Moritat is a form of concept album – it looks at various stories where Schinderhannes plays a role, and it’s set in the backdrop of the Thirty Years’ War, which, to put it lightly, was a major religious conflict between Protestants and Catholics that eventually culminated into a continuation of the France-Habsburg rivalry for political dominance. Within this setting, Schinderhannes is a folk hero who steals from the (coded as wealthy) French from one side of the Rhine to give to the (coded as poor) Germans on the other. This adds to the grimness and the macabre atmosphere on Moritat offers. What you are getting is death and blood in spades, and you have to sit through this album and wonder whether or not your hands are also covered in red.
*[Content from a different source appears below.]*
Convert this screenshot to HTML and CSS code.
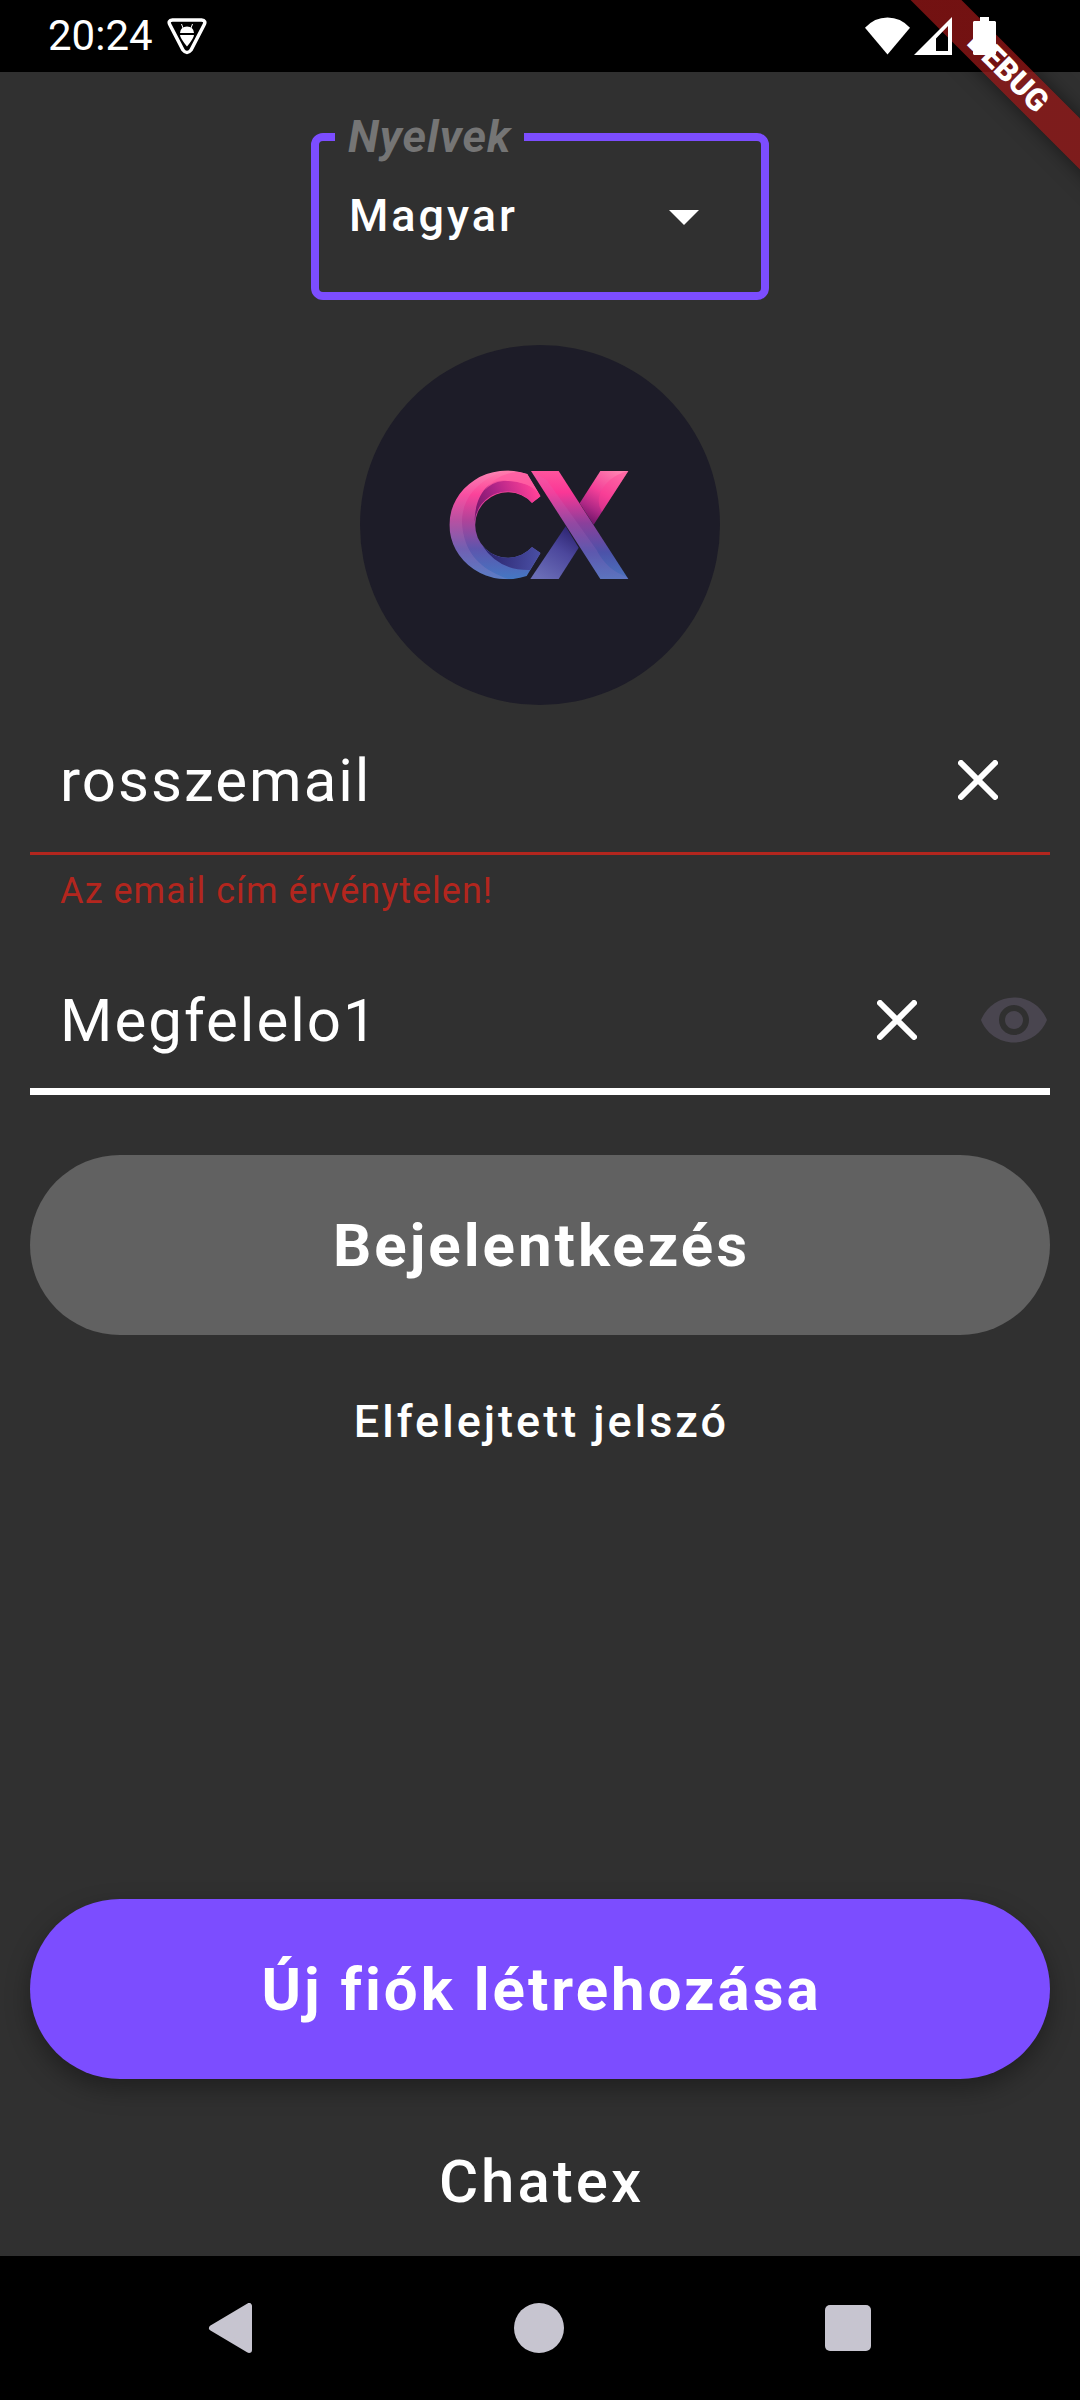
FILE: index.html
```html
<!DOCTYPE html>
<html lang="hu">
<head>
<meta charset="utf-8">
<meta name="viewport" content="width=device-width, initial-scale=1">
<title>Chatex</title>
<link rel="stylesheet" href="styles.css">
</head>
<body>
<div class="screen">
  <div class="banner-clip"><div class="banner">DEBUG</div></div>

  <header class="status">
    <div class="status-group">
      <time class="clock">20:24</time>
      <svg class="bug" viewBox="0 0 40 37" aria-hidden="true">
        <path d="M5.500 2H34.500Q39.500 2.500 37 7L24 32Q20 37 16 32L3 7Q.5 2.500 5.500 2Z" fill="none" stroke="#fff" stroke-width="3.500"/>
        <path d="M13 15Q13.500 8.500 20 8.500T27 15ZM13 17H27Q27 20 20 28.500 13 20 13 17Z" fill="#fff"/>
        <path d="M16 10L14.500 6M24 10L25.500 6" stroke="#fff" stroke-width="1"/>
      </svg>
    </div>
    <div class="status-group status-icons">
      <svg class="wifi" viewBox="0 0 46 38" aria-hidden="true"><path d="M0 10.500Q9.500 0 23 0T46 10.500L23 38Z" fill="#fff"/></svg>
      <svg class="signal" viewBox="0 0 38 38" aria-hidden="true"><path fill-rule="evenodd" d="M38 0V38H0ZM34 9L22 21.500V34H34Z" fill="#fff"/></svg>
      <svg class="battery" viewBox="0 0 23 38" aria-hidden="true"><path d="M7 0H16V4H22L23 5V37L22 38H1L0 37V5L1 4H7Z" fill="#fff"/></svg>
    </div>
  </header>

  <main class="login">
    <fieldset class="language">
      <legend><label for="language">Nyelvek</label></legend>
      <div class="language-row">
        <select id="language"><option>Magyar</option><option>English</option></select>
        <svg class="caret" viewBox="0 0 30 15" aria-hidden="true"><path d="M0 0H30L15 15Z" fill="#fff"/></svg>
      </div>
    </fieldset>

    <svg class="avatar" viewBox="-210 -315 1080 1080" role="img" aria-label="CX">
      <defs>
        <linearGradient id="main" x1="0" y1="62" x2="0" y2="388" gradientUnits="userSpaceOnUse">
          <stop offset="0" stop-color="#ff7fae"/><stop offset=".22" stop-color="#fb429a"/><stop offset=".45" stop-color="#b24399"/><stop offset=".72" stop-color="#5d55ad"/><stop offset="1" stop-color="#4478c3"/>
        </linearGradient>
        <linearGradient id="stroke" x1="0" y1="62" x2="0" y2="388" gradientUnits="userSpaceOnUse">
          <stop offset="0" stop-color="#ff559d"/><stop offset=".2" stop-color="#fa3796"/><stop offset=".48" stop-color="#8c3f9b"/><stop offset=".75" stop-color="#4c52a9"/><stop offset="1" stop-color="#4b73bd"/>
        </linearGradient>
        <linearGradient id="innerTop" x1="136" y1="190" x2="310" y2="110" gradientUnits="userSpaceOnUse">
          <stop offset="0" stop-color="#741669"/><stop offset=".45" stop-color="#b02488"/><stop offset="1" stop-color="#ff4097"/>
        </linearGradient>
        <linearGradient id="innerBottom" x1="165" y1="305" x2="330" y2="330" gradientUnits="userSpaceOnUse">
          <stop offset="0" stop-color="#29236a"/><stop offset="1" stop-color="#4a4fa5"/>
        </linearGradient>
        <linearGradient id="backTop" x1="560" y1="62" x2="470" y2="215" gradientUnits="userSpaceOnUse">
          <stop offset="0" stop-color="#ff82b0"/><stop offset=".45" stop-color="#f33f98"/><stop offset=".75" stop-color="#b02886"/><stop offset="1" stop-color="#6c1468"/>
        </linearGradient>
        <linearGradient id="backBottom" x1="430" y1="245" x2="340" y2="388" gradientUnits="userSpaceOnUse">
          <stop offset="0" stop-color="#2f2674"/><stop offset=".4" stop-color="#4c479c"/><stop offset="1" stop-color="#6a6db7"/>
        </linearGradient>
        <clipPath id="letterC"><path d="M332 139L306 159A98 98 0 1 0 306 291L332 309 290 378A173 163 0 1 1 292 72Z"/></clipPath>
      </defs>
      <circle cx="330" cy="225" r="540" fill="#1d1c28"/>
      <g clip-path="url(#letterC)">
        <path fill="url(#main)" d="M50 50H340V400H50Z"/>
        <path fill="url(#innerTop)" d="M134 215C134 140 175 82 232 93 268 94 296 104 318 119L332 139 306 159A98 98 0 0 0 134 215Z"/>
        <path fill="#ff5ba0" d="M262 65Q280 66 292 72L326 128Q282 88 220 93 184 96 164 122 196 74 262 65Z" opacity=".75"/>
        <path fill="url(#innerBottom)" d="M158 288Q210 344 280 310L306 291 332 309 300 360Q206 362 158 288Z"/>
        <path fill="#e9a0d6" opacity=".14" d="M232 60C130 92 90 160 97 230 106 320 165 365 245 390H50V60Z"/>
      </g>
      <path fill="url(#backTop)" d="M511 63H595L491 224 449 160Z"/>
      <path fill="#ff3f94" opacity=".4" d="M595 63L516 185Q500 160 510 132 530 80 595 63Z"/>
      <path fill="url(#backBottom)" d="M407 229L446 293 386 387H301Z"/>
      <path fill="url(#stroke)" d="M303 63H386L595 387H511Z"/>
      <path fill="#c883cf" opacity=".14" d="M303 63L350 90 500 300Q530 360 590 380L595 387H511Z"/>
    </svg>

    <form class="form">
      <div class="field field-error">
        <input type="text" value="rosszemail" aria-label="Email" aria-invalid="true" aria-describedby="email-error">
        <button class="icon-button clear-email" type="button" aria-label="Törlés">
          <svg viewBox="0 0 40 40"><path d="M3 3L37 37M37 3L3 37" stroke="#fff" stroke-width="6" stroke-linecap="round"/></svg>
        </button>
      </div>
      <p class="error" id="email-error">Az email cím érvénytelen!</p>
      <div class="field field-focus">
        <input type="text" value="Megfelelo1" aria-label="Jelszó">
        <button class="icon-button" type="button" aria-label="Törlés">
          <svg viewBox="0 0 40 40"><path d="M3 3L37 37M37 3L3 37" stroke="#fff" stroke-width="6" stroke-linecap="round"/></svg>
        </button>
        <button class="icon-button reveal" type="button" aria-label="Jelszó megjelenítése">
          <svg viewBox="0 0 24 24"><path fill="#49454f" d="M12 4.500C7 4.500 2.730 7.610 1 12c1.730 4.390 6 7.500 11 7.500s9.270-3.110 11-7.500c-1.730-4.390-6-7.500-11-7.500zM12 17c-2.760 0-5-2.240-5-5s2.240-5 5-5 5 2.240 5 5-2.240 5-5 5zm0-8c-1.660 0-3 1.340-3 3s1.340 3 3 3 3-1.340 3-3-1.340-3-3-3z"/></svg>
        </button>
      </div>
      <button class="pill pill-muted" type="submit">Bejelentkezés</button>
      <button class="forgot" type="button">Elfelejtett jelszó</button>
    </form>

    <div class="bottom">
      <button class="pill pill-accent" type="button">Új fiók létrehozása</button>
      <p class="brand">Chatex</p>
    </div>
  </main>

  <nav class="navbar" aria-label="Rendszer">
    <button type="button" aria-label="Vissza"><svg viewBox="0 0 50 50"><path d="M44 3V47L7 25Z" fill="#c7c5d0" stroke="#c7c5d0" stroke-width="6" stroke-linejoin="round"/></svg></button>
    <button type="button" aria-label="Kezdőlap"><svg viewBox="0 0 50 50"><circle cx="25" cy="25" r="25" fill="#c7c5d0"/></svg></button>
    <button type="button" aria-label="Áttekintés"><svg viewBox="0 0 50 50"><rect x="2" y="2" width="46" height="46" rx="5" fill="#c7c5d0"/></svg></button>
  </nav>
</div>
</body>
</html>
```
FILE: styles.css
```css
* {
  box-sizing: border-box;
}

body {
  margin: 0;
  background: #303030;
  color: #fff;
  font-family: Roboto, "Liberation Sans", sans-serif;
}

button,
input,
select {
  margin: 0;
  padding: 0;
  border: 0;
  outline: 0;
  background: none;
  color: inherit;
  font: inherit;
}

svg {
  display: block;
}

.screen {
  position: relative;
  display: flex;
  flex-direction: column;
  min-height: 100vh;
}

/* Status bar */
.status {
  display: flex;
  justify-content: space-between;
  align-items: center;
  height: 72px;
  padding: 0 84px 0 48px;
  background: #000;
}

.status-group {
  display: flex;
  align-items: center;
  gap: 14px;
}

.clock {
  font-size: 42px;
  line-height: 72px;
}

.bug {
  width: 40px;
  height: 37px;
}

.status-icons {
  position: relative;
  z-index: 2;
  gap: 4px;
}

.wifi {
  width: 45px;
  height: 38px;
}

.signal {
  width: 38px;
  height: 38px;
}

.battery {
  width: 23px;
  height: 38px;
  margin-left: 17px;
}

/* Corner ribbon */
.banner-clip {
  position: absolute;
  top: 0;
  right: 0;
  z-index: 1;
  width: 240px;
  height: 240px;
  overflow: hidden;
  pointer-events: none;
}

.banner {
  position: absolute;
  top: 54px;
  right: -128px;
  width: 400px;
  height: 36px;
  background: linear-gradient(rgba(183, 28, 28, 0.627), rgba(183, 28, 28, 0.627)), rgba(0, 0, 0, 0.4);
  box-shadow: 0 0 20px rgba(0, 0, 0, 0.5);
  font-size: 31px;
  font-weight: 900;
  line-height: 36px;
  text-align: center;
  transform: rotate(45deg);
}

/* Login */
.login {
  display: flex;
  flex: 1;
  flex-direction: column;
  align-items: center;
  padding: 38px 30px 0;
}

.language {
  width: 458px;
  max-width: 100%;
  margin: 0;
  padding: 0 16px 26px;
  border: 8px solid #7c4dff;
  border-radius: 12px;
}

.language legend {
  padding: 0 13px;
  color: #757575;
  font-size: 45px;
  font-style: italic;
  font-weight: 700;
  line-height: 54px;
  letter-spacing: 1px;
}

.language-row {
  display: grid;
  align-items: center;
  padding: 0 13px 0 14px;
}

.language-row > * {
  grid-area: 1 / 1;
}

.language select {
  width: 100%;
  height: 102px;
  appearance: none;
  font-size: 45px;
  font-weight: 500;
  letter-spacing: 3px;
}

.language option {
  color: #303030;
}

.caret {
  justify-self: end;
  width: 30px;
  height: 15px;
  margin: 4px 33px 0 0;
  pointer-events: none;
}

.avatar {
  width: 360px;
  height: 360px;
  margin-top: 45px;
}

.form {
  display: flex;
  flex-direction: column;
  align-self: stretch;
}

.field {
  display: flex;
  align-items: center;
  height: 150px;
  padding-left: 30px;
}

.field-error {
  box-shadow: inset 0 -3px #b3261e;
}

.field-focus {
  box-shadow: inset 0 -7px #fff;
}

.field input {
  flex: 1;
  min-width: 0;
  height: 72px;
  font-size: 60px;
  letter-spacing: 2px;
}

.icon-button {
  display: grid;
  place-items: center;
  width: 80px;
  height: 80px;
}

.icon-button svg {
  width: 40px;
  height: 40px;
}

.clear-email {
  margin-right: 32px;
}

.reveal {
  width: 72px;
  margin-left: 41px;
}

.reveal svg {
  width: 72px;
  height: 72px;
}

.error {
  height: 90px;
  margin: 0;
  padding: 15px 30px 0;
  color: #b3261e;
  font-size: 36px;
  line-height: 42px;
  letter-spacing: 1px;
}

.pill,
.forgot,
.brand {
  letter-spacing: 3px;
  text-indent: 3px;
}

.pill {
  width: 100%;
  height: 180px;
  border-radius: 90px;
  font-size: 60px;
  font-weight: 700;
}

.pill-muted {
  margin-top: 60px;
  background: #616161;
}

.pill-accent {
  background: #7c4dff;
  box-shadow: 0 10px 24px rgba(0, 0, 0, 0.35);
}

.forgot {
  align-self: center;
  margin-top: 60px;
  font-size: 45px;
  font-weight: 500;
  line-height: 54px;
}

.bottom {
  align-self: stretch;
  margin-top: auto;
  text-align: center;
}

.brand {
  margin: 0;
  padding: 68px 0 39px;
  font-size: 60px;
  font-weight: 500;
  line-height: 70px;
}

/* System navigation */
.navbar {
  display: flex;
  justify-content: center;
  gap: 259px;
  height: 144px;
  padding-right: 2px;
  background: #000;
}

.navbar button,
.navbar svg {
  width: 50px;
}
```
However, it’s at final track “Moritat” where things become truly devastating. Here, the epitome of the murder ballad comes rearing its ugly head, making me think of “Mack the Knife” from The Threepenny Opera. Although “Mack the Knife” has a whimsical tone to it – it does end happily – there is a sinister undertone that underlies the character of Mack. In the Opera, he is a rapist, murderer, and seducer of underage girls – he’s a candidate for hanging. In the case of the album, “Moritat” talks about Schinderhannes’s death – or what could be considered to be his death – and ends on the harrowing note that death and destruction is upon us, slowly fading away until there is nothing left but the screams of the dead. What a way to wrap up the album.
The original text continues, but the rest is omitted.